Police investigating Broncos breach
On Thursday, Queensland police found that there was no breach of health directions.
“The National Rugby League (NRL) notes Queensland Police have today confirmed that Brisbane Broncos players have not breached the government’s public health directions after attending a Brisbane Hotel on August 1,” the NRL confirmed in a statement.
“Apollo Protocol experts have determined that players who attended the venue will not be required to enter a “COVID Hold” and can continue to train and play while the NRL investigation continues.
“As a matter of high caution, all players who attended the venue will undergo a COVID-19 test.”
While it is some rare good news for the Broncos in what has been a nightmare season filled with COVID-19 bubble breaches, off-field scandals, uncertainty over the future of coach Anthony Seibold at the club and persistent poor form seeing them languishing at the bottom of the NRL ladder, the league could still come down on them with a punishment of their own.
The NRL are yet to conclude their investigation into the incident and if they find that there was a breach in their biosecurity agreement with Queensland Health, further sanctions could still follow.
“The NRL Integrity Unit is continuing to investigate the actions of players at the Hotel and has been collecting and examining all available evidence,” the league’s statement continued.
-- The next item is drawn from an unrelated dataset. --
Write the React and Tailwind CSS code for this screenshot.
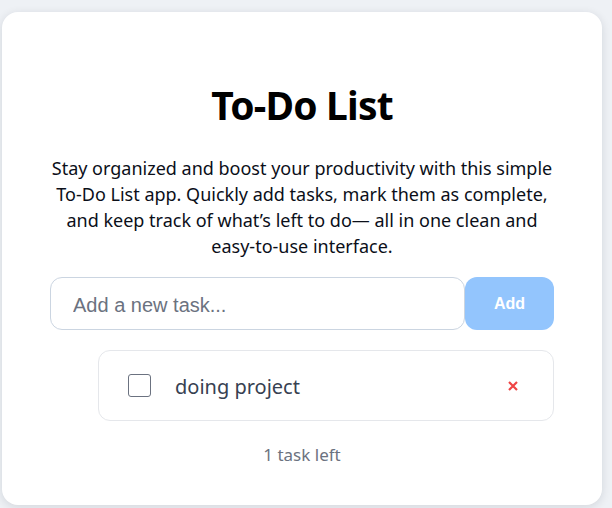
export default function App() {
  return (
    <div className="min-h-screen bg-[#eef1f5] pt-3 pl-[2px]" style={{ fontFamily: '"Noto Sans", "Open Sans", sans-serif' }}>
      <div className="w-[600px] h-[493px] bg-white rounded-2xl shadow-[0_2px_10px_rgba(15,23,42,0.12)] px-12 pt-[69px] flex flex-col items-center">
        <h1 className="text-[39px] leading-[48px] font-bold tracking-[-0.8px] text-black">To-Do List</h1>

        <p className="mt-[26px] text-[18px] leading-[26px] text-[#0b0f19] text-center">
          Stay organized and boost your productivity with this simple To-Do List app. Quickly add tasks, mark them as complete, and keep track of what’s left to do— all in one clean and easy-to-use interface.
        </p>

        <div className="mt-[18px] w-full flex h-[53px]" style={{ fontFamily: '"Liberation Sans", Arial, sans-serif' }}>
          <input
            type="text"
            placeholder="Add a new task..."
            className="flex-1 min-w-0 h-full border border-[#cbd5e1] rounded-xl px-[22px] pt-[3px] text-xl text-[#111827] placeholder:text-[#6b7280] outline-none"
          />
          <button className="w-[89px] h-full rounded-xl bg-[#93c5fd] text-white font-bold text-base">Add</button>
        </div>

        <ul className="mt-5 w-full pl-12">
          <li className="h-[71px] flex items-center border border-[#e5e7eb] rounded-xl pl-[29px] pr-[35px]">
            <span className="w-[23px] h-[23px] border border-[#6b7280] rounded-[3px] shrink-0" />
            <span className="ml-6 flex-1 pt-[3px] text-xl text-[#374151]">doing project</span>
            <svg width="10" height="10" viewBox="0 0 10 10" className="text-[#ef4444]">
              <path d="M1 1 L9 9 M9 1 L1 9" stroke="currentColor" strokeWidth="2.2" strokeLinecap="butt" />
            </svg>
          </li>
        </ul>

        <p className="mt-[22px] text-[17px] leading-6 text-[#6b7280]">1 task left</p>
      </div>
    </div>
  )
}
Acting NRL Chief Executive Andrew Abdo said Queensland authorities were working together to assist the Integrity Unit’s probe.
“We are conducting a detailed investigation to ensure we have all available evidence before determining the need for sanctions. It is important we have all the facts and evidence before making a decision,” Abdo said.
“Right from the start of this pandemic we have made it clear if protocols are breached players and officials will face strong sanctions. Our actions in recent days have confirmed that.
“Our biosecurity experts have determined the players will not be required to enter a COVID-19 Hold.”